Dublin City Council is reported to be about to buy into the semi-developed Camden Yard building site on Upper Kevin Street in Dublin. Other reports suggest it could relocate there from its ghastly campus on Wood Quay, and that new civic offices would be built on the Camden Yard site, along with 300 public homes.
This news might raise the hope that Sam Stephenson’s half-built architectural monstrosity and the later ugly building on the quayside, which houses some of the council’s 6,000 workforce, will be demolished half a century after its erection.
Doubtless there will be experts who argue that the brutalist concrete melange at Wood Quay has some perverse architectural merit, which requires its preservation.
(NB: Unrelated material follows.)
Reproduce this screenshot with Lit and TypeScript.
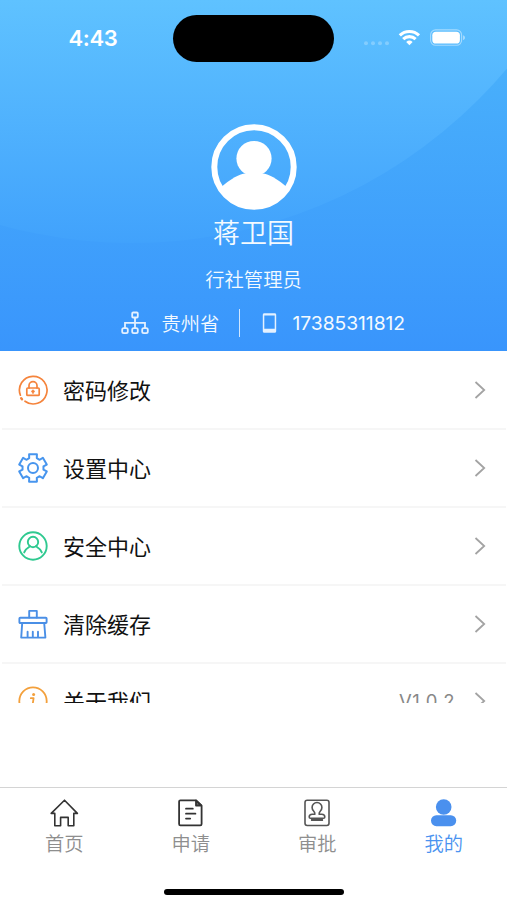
import { LitElement, html, svg, css, nothing } from "lit";
import { customElement, property, state } from "lit/decorators.js";
import { classMap } from "lit/directives/class-map.js";

/** Outline of a six-toothed cog centred in a 32-unit box. */
function cogPath(outer: number, inner: number): string {
  const points: string[] = [];
  for (let tooth = 0; tooth < 6; tooth++) {
    const mid = -90 + tooth * 60;
    const corners: [number, number][] = [[inner, -21], [outer, -16], [outer, 16], [inner, 21]];
    for (const [radius, offset] of corners) {
      const a = ((mid + offset) * Math.PI) / 180;
      points.push(`${(16 + radius * Math.cos(a)).toFixed(2)} ${(16 + radius * Math.sin(a)).toFixed(2)}`);
    }
  }
  return `M${points.join("L")}Z`;
}

const icons = {
  lock: svg`<g stroke="#f5843c" stroke-width="1.7">
    <path d="M8 27.2A13.8 13.8 0 1 0 3.4 21.2"/><path d="M4.2 24.2l.8 1" stroke-width="2.4"/>
    <rect x="9.8" y="14" width="12.4" height="7.4" rx="1"/>
    <path d="M12 14v-2.4a4 4 0 0 1 8 0V14M16 16.4v2.6M15 17.4h2"/></g>`,
  gear: svg`<g stroke="#4795ee" stroke-width="2">
    <path d=${cogPath(14.2, 10.6)}/><circle cx="16" cy="16" r="5"/></g>`,
  user: svg`<g stroke="#2fc990" stroke-width="1.9"><circle cx="16" cy="16" r="13.7"/>
    <circle cx="16" cy="12" r="5.2"/><path d="M7.2 22.4c1.2-3 3.2-4.6 5.8-6.2M24.8 22.4c-1.2-3-3.2-4.6-5.8-6.2"/></g>`,
  brush: svg`<g stroke="#4a8fe6" stroke-width="1.9"><path d="M12.2 9.6V2.9h7.6v6.7"/>
    <rect x="2.4" y="9.8" width="27.2" height="5.2" rx=".8"/>
    <path d="M5.2 15L4.2 29.6h24.2L27.2 15M10.6 29v-5.2M15.8 29v-5.2M21 29v-5.2"/></g>`,
  info: svg`<g stroke="#f3a03c" stroke-width="1.8"><circle cx="16" cy="16" r="13.7"/>
    <path d="M13.8 13.2h2.8l-1.4 9.2h2.6"/></g><circle cx="16.6" cy="9.6" r="1.5" fill="#f3a03c"/>`,
  home: svg`<path stroke="#333" stroke-width="1.6" d="M2.2 15.4 15.5 2.2l12.9 13.2h-3.6v12.3h-5.6v-8.3h-7.6v8.3H5.8V15.4z"/>`,
  doc: svg`<g stroke="#333" stroke-width="1.8"><path d="M4.4 2.3h15.6l5.6 5.4v18.4c0 .8-.5 1.3-1.3 1.3H4.4c-.8 0-1.3-.5-1.3-1.3V3.6c0-.8.5-1.3 1.3-1.3z"/>
    <path d="M20 2.5v5h5.2z" fill="#777"/><path d="M10 10.7h6.8M10 15.7h9.4M10 20.6h4.2"/></g>`,
  stamp: svg`<g stroke="#555" stroke-width="1.6"><rect x="3" y="2.3" width="24" height="25.2" rx="2.2"/>
    <path d="M12.8 16.2c.4-1.6-.4-2.2-1.2-3.2a4.9 4.9 0 1 1 6.8 0c-.8 1-1.6 1.600-1.200 3.200h2.6c2.100 0 3 1.200 3 2.700 0 .8-.4 1.300-1.300 1.300H8.500c-.9 0-1.300-.5-1.300-1.300 0-1.500.9-2.700 3-2.700z"/><path d="M10 21.900h10" stroke-width="2.400"/></g>`,
  mine: svg`<g fill="#4a90ee"><circle cx="14.7" cy="9" r="7.8"/><rect x="2" y="17.2" width="25.2" height="11" rx="5.4"/></g>`,
};

type IconName = keyof typeof icons;

@customElement("line-icon")
export class LineIcon extends LitElement {
  @property() name: IconName = "home";
  @property({ type: Number }) box = 32;

  static styles = css`
    :host { display: block; width: 32px; height: 32px; }
    svg { display: block; width: 100%; height: 100%; fill: none; stroke-linejoin: round; stroke-linecap: round; }
  `;

  render() {
    return html`<svg viewBox="0 0 ${this.box} ${this.box}">${icons[this.name]}</svg>`;
  }
}

@customElement("menu-row")
export class MenuRow extends LitElement {
  @property() icon: IconName = "lock";
  @property() label = "";
  @property() value = "";

  static styles = css`
    :host { display: flex; align-items: center; flex: none; box-sizing: border-box; height: 77.75px;
      margin: 0 1px 0 2px; padding: 0 20px 0 14.5px; border-bottom: 2px solid #f6f6f6; }
    .label { margin-left: 14.5px; padding-bottom: 2px; flex: 1; font-size: 22px; color: #111; }
    .value { font-size: 18.5px; letter-spacing: 0.5px; color: #888; margin-right: 19px; padding-bottom: 1px; }
    .chevron { width: 12px; height: 20px; fill: none; stroke: #a3a3a3; stroke-width: 1.8; }
  `;

  render() {
    return html`<line-icon name=${this.icon}></line-icon>
      <span class="label">${this.label}</span>
      ${this.value ? html`<span class="value">${this.value}</span>` : nothing}
      <svg class="chevron" viewBox="0 0 12 20"><path d="M1.5 2l8.7 8-8.7 8"/></svg>`;
  }
}

@customElement("profile-header")
export class ProfileHeader extends LitElement {
  static styles = css`
    :host { position: relative; display: flex; flex-direction: column; align-items: center; flex: none;
      height: 350.5px; overflow: hidden; color: #f4faff; }
    .backdrop { position: absolute; inset: 0; width: 507px; height: 351px; }
    .status, .avatar, .name, .role, .facts { position: relative; }
    .status { display: grid; grid-template-columns: 173px 161px 1fr; align-items: center; width: 100%; height: 76px; color: #fff; }
    .time { padding-left: 13px; text-align: center; font: 600 22px/1 Inter, sans-serif; letter-spacing: -0.3px; }
    .island { height: 47px; border-radius: 24px; background: #000; }
    .signals { display: flex; align-items: center; padding-left: 29px; }
    .signals svg { display: block; width: 104px; height: 20px; }
    .avatar { width: 86px; height: 86px; margin-top: 47.5px; }
    .name { font-size: 27px; line-height: 36px; margin-top: 6px; font-weight: 350; }
    .role { font-size: 19.3px; line-height: 26px; margin-top: 15px; font-weight: 350; }
    .facts { display: flex; align-items: center; align-self: flex-start; margin: 15px 0 0 120.5px; height: 30px;
      font-size: 19.3px; font-weight: 350; }
    .org { width: 28px; height: 24px; margin-right: 13px; }
    .rule { width: 1.6px; height: 28px; margin: 0 22px 0 19.5px; background: #cfe6ff; }
    .phone { width: 15px; height: 20px; margin-right: 15px; }
    .number { font-family: Inter, sans-serif; font-size: 19.3px; font-weight: 400; letter-spacing: -0.05px; }
  `;

  render() {
    return html`
      <svg class="backdrop" viewBox="0 0 507 351" preserveAspectRatio="none">
        <defs>
          <linearGradient id="deep" x1="0" y1="60" x2="0" y2="351" gradientUnits="userSpaceOnUse">
            <stop offset="0" stop-color="#49b0fb"/><stop offset="1" stop-color="#3995fc"/>
          </linearGradient>
          <linearGradient id="light" x1="0" y1="0" x2="0" y2="250" gradientUnits="userSpaceOnUse">
            <stop offset="0" stop-color="#5fc2ff"/><stop offset="1" stop-color="#40a1fc"/>
          </linearGradient>
        </defs>
        <rect width="507" height="351" fill="url(#deep)"/>
        <circle cx="132" cy="-247" r="490" fill="url(#light)"/>
      </svg>
      <div class="status">
        <span class="time">4:43</span>
        <div class="island"></div>
        <div class="signals">
          <svg viewBox="0 0 104 20" fill="none">
            <g fill="#fff" fill-opacity=".25"><circle cx="3" cy="15.2" r="2"/><circle cx="10" cy="15.2" r="2"/><circle cx="17" cy="15.2" r="2"/><circle cx="24" cy="15.2" r="2"/></g>
            <g stroke="#fff" stroke-width="3.2"><path d="M36.8 7.3a14 14 0 0 1 19.2 0"/><path d="M40.2 11.2a9 9 0 0 1 12.4 0"/></g>
            <path d="M46.4 17.3l-3.2-3.3a4.7 4.7 0 0 1 6.4 0z" fill="#fff"/>
            <rect x="67.6" y="1.9" width="31" height="15.4" rx="5" stroke="#fff" stroke-opacity=".45" stroke-width="1.1"/>
            <rect x="69.3" y="3.7" width="27.6" height="11.8" rx="3.6" fill="#fff"/>
            <path d="M100.2 7.2c2.2.8 2.2 4 0 4.8z" fill="#fff" fill-opacity=".55"/>
          </svg>
        </div>
      </div>
      <svg class="avatar" viewBox="0 0 86 86">
        <defs><clipPath id="disc"><circle cx="43" cy="43" r="42"/></clipPath></defs>
        <circle cx="43" cy="43" r="39.7" fill="none" stroke="#fff" stroke-width="6"/>
        <g clip-path="url(#disc)" fill="#fff"><circle cx="43" cy="34.5" r="17.6"/>
          <path d="M8 65C20 54 29 50 34.5 49.5h17C57 50 66 54 78 65v21H8z"/></g>
      </svg>
      <div class="name">蒋卫国</div>
      <div class="role">行社管理员</div>
      <div class="facts">
        <svg class="org" viewBox="0 0 28 24" fill="none" stroke="#e4f1ff" stroke-width="1.8">
          <rect x="11.2" y="1.5" width="5.6" height="5" rx="1"/><path d="M14 6.5v10.6M4 17v-5.2h20V17"/>
          <rect x="1.2" y="17.1" width="5.6" height="5" rx="1.6"/><rect x="11.2" y="17.1" width="5.6" height="5" rx="1.6"/><rect x="21.2" y="17.1" width="5.6" height="5" rx="1.6"/>
        </svg>
        <span>贵州省</span>
        <i class="rule"></i>
        <svg class="phone" viewBox="0 0 15 20"><path fill="#e4f1ff" fill-rule="evenodd" d="M2.3.3h10.4c.9 0 1.5.6 1.5 1.5v16.4c0 .9-.6 1.5-1.5 1.5H2.3c-.9 0-1.5-.6-1.5-1.5V1.8C.8.9 1.4.3 2.3.3zM2.3 2.5v13.3h10.4V2.5z"/></svg>
        <span class="number">17385311812</span>
      </div>`;
  }
}

@customElement("app-root")
export class AppRoot extends LitElement {
  @state() private active = "我的";

  private rows: { icon: IconName; label: string; value?: string }[] = [
    { icon: "lock", label: "密码修改" },
    { icon: "gear", label: "设置中心" },
    { icon: "user", label: "安全中心" },
    { icon: "brush", label: "清除缓存" },
    { icon: "info", label: "关于我们", value: "V1.0.2" },
  ];

  private tabs: { icon: IconName; label: string }[] = [
    { icon: "home", label: "首页" },
    { icon: "doc", label: "申请" },
    { icon: "stamp", label: "审批" },
    { icon: "mine", label: "我的" },
  ];

  static styles = css`
    :host { display: flex; flex-direction: column; width: 507px; height: 900px; overflow: hidden; background: #fff;
      font-family: Inter, "Noto Sans CJK SC", sans-serif; }
    .menu { display: flex; flex-direction: column; flex: none; box-sizing: border-box; height: 352.5px; padding-top: 2px; overflow: hidden; }
    .tabs { display: grid; grid-template-columns: repeat(4, 1fr); flex: none; box-sizing: border-box;
      height: 87px; margin-top: auto; border-top: 1.6px solid #d4d4d4; padding: 9.5px 0 0 1px; }
    .tab { display: flex; flex-direction: column; align-items: center; color: #8e8e8e; font-size: 19.3px;
      line-height: 28px; font-weight: 350; cursor: pointer; }
    .tab line-icon { width: 30px; height: 30px; }
    .tab span { margin-top: 2.5px; }
    .tab.active { color: #4a93f0; }
    .home-bar { flex: none; align-self: center; width: 180px; height: 6px; margin: 15px 0 5px; border-radius: 3px; background: #000; }
  `;

  render() {
    return html`
      <profile-header></profile-header>
      <div class="menu">
        ${this.rows.map((r) => html`<menu-row icon=${r.icon} label=${r.label} value=${r.value ?? ""}></menu-row>`)}
      </div>
      <nav class="tabs">
        ${this.tabs.map((t) => html`
          <div class=${classMap({ tab: true, active: t.label === this.active })} @click=${() => (this.active = t.label)}>
            <line-icon name=${t.icon} box="30"></line-icon><span>${t.label}</span>
          </div>`)}
      </nav>
      <div class="home-bar"></div>`;
  }
}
And I confidently predict that the green lobby will insist that demolition at Wood Quay is environmentally unsustainable due to the carbon consequences of its destruction.
We are told that the council must get out of Wood Quay to comply with a European Union requirement that all public offices must be zero-emission structures by 2050 anyway. Is your heart sinking already? Or do you cling to the hope that a half century after Professor FX Martin tried unsuccessfully in the Four Courts to stop the Stephenson project there will be a magic wand to reverse that gross example of urban vandalism?
Will there be a happy ever after ending to this sad chapter of urban mismanagement? Or will this new translocation project end up as yet another architectural and economic debacle piled up on the present one?
Wait for the suggestions for the alternative use of the abandoned Wood Quay complex. No doubt other commentators are already imagining it in use as an artists’ commune, a nest of performance spaces and a roller-skate complex with a lot of extra public space for just hanging out. Perhaps it could house a drugs treatment unit to mirror the old one at neighbouring Merchants Quay.
I mentioned the 6,000 council employees. One of the strange things about working in the vicinity of the council’s existing office complex is the paucity of people using the steps to the main riverside entrance. Likewise, the complex has a large cavernous underground car park with a very lightly used entrance on Winetavern Street. The internal atriums never give the impression of a beehive of happy workers carrying files to and fro. The complex feels strangely sepulchral.
Many neighbours of the Wood Quay campus have the uneasy feeling that the council has become a pioneer in pushing the boundaries of working from home.
I have remarked here before that the Wood Quay complex is a striking monument to the body it houses, which is supposed to be in charge of the aesthetics of making Dublin a beautiful city. How can its planner occupants imagine that their workplace is suitable to accommodate the process of building and preserving Dublin?
Sometimes we forget the immense favour that architects and planners of Dublin did us in rebuilding O’Connell Street as a fine urban thoroughfare in the aftermath of its destruction by His Majesty’s army in 1916 and by our own home-grown patriots in 1922. They wisely rebuilt the Custom House and the GPO.
Now that our bins are collected by private enterprise, our urban water supply is handled by Uisce Éireann and our roads are reconfigured into bus and bike lanes by private contractors, many citizens may wonder how the council’s workforce has grown to 6,000. And the council recently mounted an extensive advertising campaign to recruit a new cadre of engineers. Does it need more in-house engineers?
The incredible interminable saga of Upper O’Connell Street begs another question. How is it the case that 100 years after that street was rebuilt to a very high standard, it has suffered a quarter century of dereliction?
The Ormond Hotel, a central location in James Joyce’s Ulysses, has been an ugly, derelict hole in the city’s streetscape for 20 years now. It is visible from the offices at Wood Quay. Why is that tolerated? The council has plenty CPO powers to acquire it and have a hotelier redevelop it. The same applies to the semi-derelict state of the riverside streetscape at Ushers Island, which includes the very vulnerable locus of Joyce’s The Dead. And talking about performance spaces, the council is the long-term proprietor of another row of derelict riverside buildings intended sometime for a badly needed rebuilt Abbey Theatre complex to house our national theatre.
Where is the vision? Or the implementation? Will the move to Camden Yard be completed in seven years? What will happen to the Viking remains currently entombed in the Wood Quay complex? Will there be a new Ormond Hotel? Will the Abbey Theatre be rebuilt by then? Will Ushers Island be saved and reconstructed as a coherent streetscape? Don’t hold your breath.